[Start of Dataset content]
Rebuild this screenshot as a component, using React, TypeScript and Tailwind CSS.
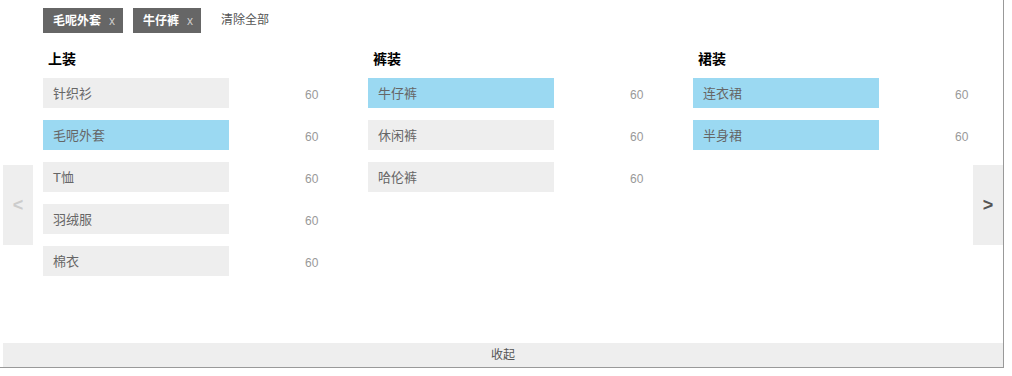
import React from "react";

type Item = { name: string; count: number; active?: boolean };
type Group = { title: string; items: Item[] };

const groups: Group[] = [
  {
    title: "上装",
    items: [
      { name: "针织衫", count: 60 },
      { name: "毛呢外套", count: 60, active: true },
      { name: "T恤", count: 60 },
      { name: "羽绒服", count: 60 },
      { name: "棉衣", count: 60 },
    ],
  },
  {
    title: "裤装",
    items: [
      { name: "牛仔裤", count: 60, active: true },
      { name: "休闲裤", count: 60 },
      { name: "哈伦裤", count: 60 },
    ],
  },
  {
    title: "裙装",
    items: [
      { name: "连衣裙", count: 60, active: true },
      { name: "半身裙", count: 60, active: true },
    ],
  },
];

const tags = ["毛呢外套", "牛仔裤"];

function Tag({ label }: { label: string }) {
  return (
    <div className="flex h-[25px] items-center bg-[#666] pl-[10px] pr-[8px] text-[12px]">
      <span className="font-bold text-white">{label}</span>
      <span className="ml-[8px] text-[#ccc]">x</span>
    </div>
  );
}

function Column({ group, grow }: { group: Group; grow?: boolean }) {
  return (
    <div className={grow ? "min-w-0 flex-1" : "w-[325px] shrink-0"}>
      <div className="h-[30px] pl-[5px] pt-[16px] text-[14px] font-bold leading-[20px] text-black">
        {group.title}
      </div>
      <div className="mt-[15px] flex flex-col gap-[12px]">
        {group.items.map((it) => (
          <div key={it.name} className="flex items-center">
            <div
              className={
                "flex h-[30px] w-[186px] items-center pl-[10px] pt-[2px] text-[13px] text-[#666] " +
                (it.active ? "bg-[#9bd9f2]" : "bg-[#eee]")
              }
            >
              {it.name}
            </div>
            <span className="ml-[76px] pt-[3px] text-[12px] text-[#999]">{it.count}</span>
          </div>
        ))}
      </div>
    </div>
  );
}

export default function App() {
  return (
    <div
      className="flex h-[368px] w-[1004px] flex-col border-r border-b border-[#999] bg-white pl-[3px]"
      style={{ fontFamily: '"Liberation Sans", "Noto Sans CJK SC", sans-serif' }}
    >
      {/* 已选条件 */}
      <div className="flex h-[33px] items-start gap-[10px] pl-[40px] pt-[8px]">
        {tags.map((t) => (
          <Tag key={t} label={t} />
        ))}
        <span className="ml-[10px] text-[12px] leading-[25px] text-[#555]">清除全部</span>
      </div>

      {/* 分类列表 */}
      <div className="flex flex-1">
        <button className="mt-[132px] flex h-[80px] w-[30px] shrink-0 items-center justify-center bg-[#eee] text-[18px] font-bold text-[#ccc]">
          &lt;
        </button>
        <div className="flex min-w-0 flex-1 overflow-hidden pl-[10px]">
          {groups.map((g, i) => (
            <Column key={g.title} group={g} grow={i === groups.length - 1} />
          ))}
        </div>
        <button className="mt-[132px] flex h-[80px] w-[30px] shrink-0 items-center justify-center bg-[#eee] text-[18px] font-bold text-[#555]">
          &gt;
        </button>
      </div>

      <div className="h-[24px] bg-[#eee] text-center text-[12px] leading-[24px] text-[#555]">收起</div>
    </div>
  );
}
[End of Dataset content]
### Directions
From the first line of the listing above, repeat every line through the one holding "string; items: Item[]". Both ends count, and pictures stay out.

### Output
Rebuild this screenshot as a component, using React, TypeScript and Tailwind CSS.
import React from "react";

type Item = { name: string; count: number; active?: boolean };
type Group = { title: string; items: Item[] };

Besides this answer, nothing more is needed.